I regularly find myself very impressed by the quality of the facilities I visit—the caring staff, the cleanliness, the high physical standards and the facilities—but achieving this outcome is not easy. I regularly hear from those who operate aged-care facilities in my electorate about the difficulties they are facing in maintaining the economic viability of those facilities.

This motion before the House this evening speaks in glowing terms about the current government's enormous investment in aged care, an investment that was purportedly manifested in the Living Longer Living Better package announced in April 2012. But it very soon became clear, after that package was announced, that its immediate effect was in fact to reduce funding to many aged-care facilities; indeed, there was a total reduction of $1.6 billion in the aged-care funding instrument. I received many complaints—as did many other coalition members—about the fact that the government sought to achieve savings of $500 million from this instrument in one year, starting from 1 July 2012. One local aged-care provider had this to say, in response to the statement in the minister's press release of April last year that the new package would 'set stricter standards, with greater oversight of aged care' in a letter he wrote to me:

The aged-care industry is one of the most highly regulated industries in Australia. The requirement to meet the four accreditation standards and 44 outcomes, with two annual audits and a major one every three years, and with numerous regulations and requirements of all kinds, begs the question: why even more scrutiny? What is prompting these kinds of statements?

The frustration which is evident in that letter speaks volumes for the mismatch between the approach that this government has taken and what is likely to be required to solve the difficulties that, we all agree, are facing the aged-care sector. There is a significant constraint on the availability of places in aged-care facilities where Australians of older years can go, to receive the care that they rightly expect and that we would all want them to have and that we would all want for ourselves when we come to that stage of life.

Let me quote from a letter I received from the major aged-care provider Bupa, which has a number of facilities around Australia including a facility at Roseville in my electorate, which I visited last year. Bupa had this to say:

In our view the Living Longer Living Better reform package ... largely ignored the Productivity Commission's recommendation for a personalised care entitlement system that would enable improved customer choice and flexibility. We believe our Older Australians and their families should be able to pick and choose where they receive their care. We therefore urge the Government to proceed with a single entitlement based funding system and to start this process of reform now; not 5 years hence as suggested.

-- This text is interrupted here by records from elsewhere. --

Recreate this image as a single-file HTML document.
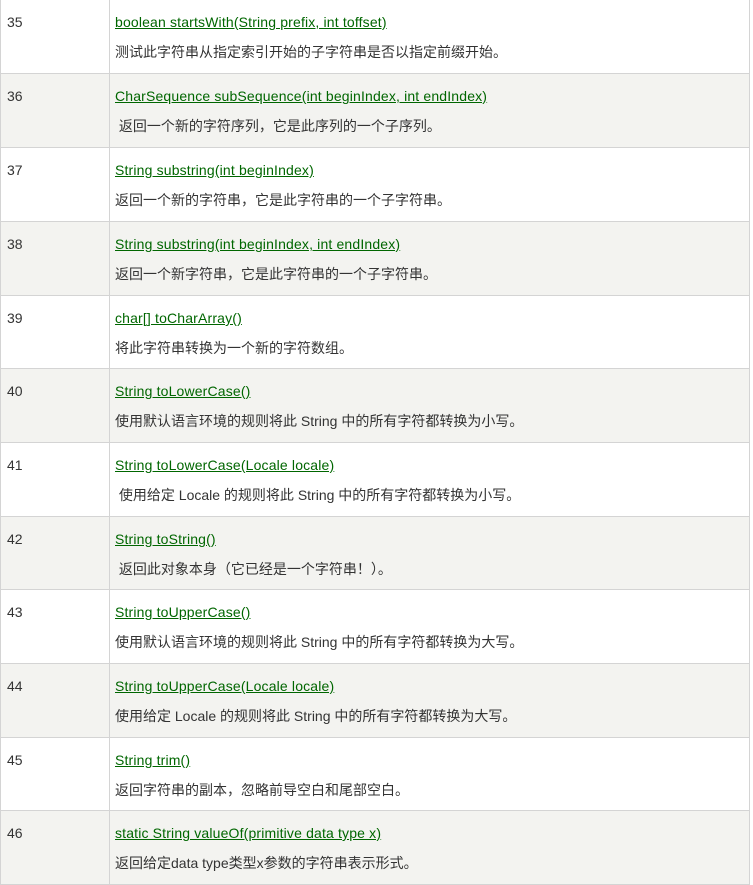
<!DOCTYPE html>
<html><head><meta charset="utf-8"><style>
body{margin:0;width:753px;height:878px;overflow:hidden;background:#fff;font-family:"Liberation Sans","Noto Sans CJK SC",sans-serif;font-size:14px;color:#333}
.r{position:absolute;left:0;width:748px;border-left:1px solid #d4d4d4;border-right:1px solid #d4d4d4;border-bottom:1px solid #d4d4d4}
.g{background:#f3f3f0}
span{line-height:16px}
.n{position:absolute;left:6px;top:14px}
.c{position:absolute;left:108px;top:0;bottom:0;border-left:1px solid #d4d4d4}
.l{position:absolute;left:114px;top:14px;color:#060;text-decoration:underline;letter-spacing:0.16px}
.d{position:absolute;left:114px;top:44px}
</style></head><body>
<div class="r" style="top:-1px;height:74px"><span class="n" style="top:15px">35</span><div class="c"></div><span class="l" style="top:15px">boolean startsWith(String prefix, int toffset)</span><span class="d" style="top:45px">测试此字符串从指定索引开始的子字符串是否以指定前缀开始。</span></div>
<div class="r g" style="top:74px;height:73px"><span class="n">36</span><div class="c"></div><span class="l">CharSequence subSequence(int beginIndex, int endIndex)</span><span class="d">&nbsp;返回一个新的字符序列，它是此序列的一个子序列。</span></div>
<div class="r" style="top:148px;height:73px"><span class="n">37</span><div class="c"></div><span class="l">String substring(int beginIndex)</span><span class="d">返回一个新的字符串，它是此字符串的一个子字符串。</span></div>
<div class="r g" style="top:222px;height:73px"><span class="n">38</span><div class="c"></div><span class="l">String substring(int beginIndex, int endIndex)</span><span class="d">返回一个新字符串，它是此字符串的一个子字符串。</span></div>
<div class="r" style="top:296px;height:72px"><span class="n">39</span><div class="c"></div><span class="l">char[] toCharArray()</span><span class="d">将此字符串转换为一个新的字符数组。</span></div>
<div class="r g" style="top:369px;height:73px"><span class="n">40</span><div class="c"></div><span class="l">String toLowerCase()</span><span class="d">使用默认语言环境的规则将此 String 中的所有字符都转换为小写。</span></div>
<div class="r" style="top:443px;height:73px"><span class="n">41</span><div class="c"></div><span class="l">String toLowerCase(Locale locale)</span><span class="d">&nbsp;使用给定 Locale 的规则将此 String 中的所有字符都转换为小写。</span></div>
<div class="r g" style="top:517px;height:72px"><span class="n">42</span><div class="c"></div><span class="l">String toString()</span><span class="d">&nbsp;返回此对象本身（它已经是一个字符串！）。</span></div>
<div class="r" style="top:590px;height:73px"><span class="n">43</span><div class="c"></div><span class="l">String toUpperCase()</span><span class="d">使用默认语言环境的规则将此 String 中的所有字符都转换为大写。</span></div>
<div class="r g" style="top:664px;height:73px"><span class="n">44</span><div class="c"></div><span class="l">String toUpperCase(Locale locale)</span><span class="d">使用给定 Locale 的规则将此 String 中的所有字符都转换为大写。</span></div>
<div class="r" style="top:738px;height:72px"><span class="n">45</span><div class="c"></div><span class="l">String trim()</span><span class="d">返回字符串的副本，忽略前导空白和尾部空白。</span></div>
<div class="r g" style="top:811px;height:73px"><span class="n">46</span><div class="c"></div><span class="l">static String valueOf(primitive data type x)</span><span class="d">返回给定data type类型x参数的字符串表示形式。</span></div>
</body></html>
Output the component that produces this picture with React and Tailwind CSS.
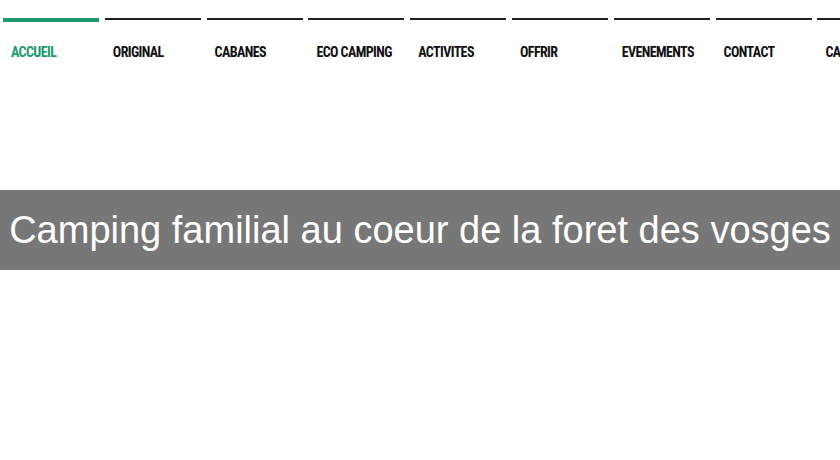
const items = ["ACCUEIL", "ORIGINAL", "CABANES", "ECO CAMPING", "ACTIVITES", "OFFRIR", "EVENEMENTS", "CONTACT", "CARTE"];

export default function App() {
  return (
    <div className="w-[840px] h-[460px] bg-white overflow-hidden">
      <ul className="flex pt-[18px] pl-[3px] whitespace-nowrap">
        {items.map((it, i) => (
          <li
            key={it}
            className={
              "shrink-0 w-[96px] mr-[5.8px] pl-[8px] font-bold text-[14px] tracking-[-0.6px] " +
              (i === 0
                ? "border-t-[4px] border-[#1b9a6e] text-[#1b9a6e] pt-[20px]"
                : "border-t-[2px] border-[#222] text-[#111] pt-[22px]")
            }
            style={{ fontFamily: '"Roboto Condensed", "Liberation Sans Narrow", "Liberation Sans", sans-serif' }}
          >
            {it}
          </li>
        ))}
      </ul>
      <div className="mt-[127px] h-[80px] bg-[#777777] flex items-center justify-center overflow-hidden">
        <h1
          className="text-white text-[38px] whitespace-nowrap"
          style={{ fontFamily: '"Liberation Sans", Arial, sans-serif' }}
        >
          Camping familial au coeur de la foret des vosges
        </h1>
      </div>
    </div>
  );
}
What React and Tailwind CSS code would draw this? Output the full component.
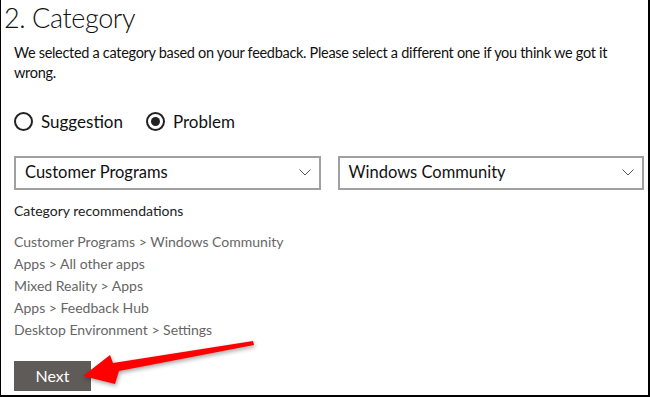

The reality is despite the glowing assessment of this current government's approach to aged care, which is implicit in the words of the motion before the House this evening, the reality is that in this area as in so many others this Rudd-Gillard government has made sweeping promises in relation to reform of aged care. But in fact, the reality has fallen troublingly short of those bold promises. By contrast, the coalition has a clear plan for the aged-care sector, which has been well articulated by our spokesperson, Senator Concetta Fierravanti-Wells. We intend to establish a four-year aged-care provider agreement to deliver vital certainty in this sector.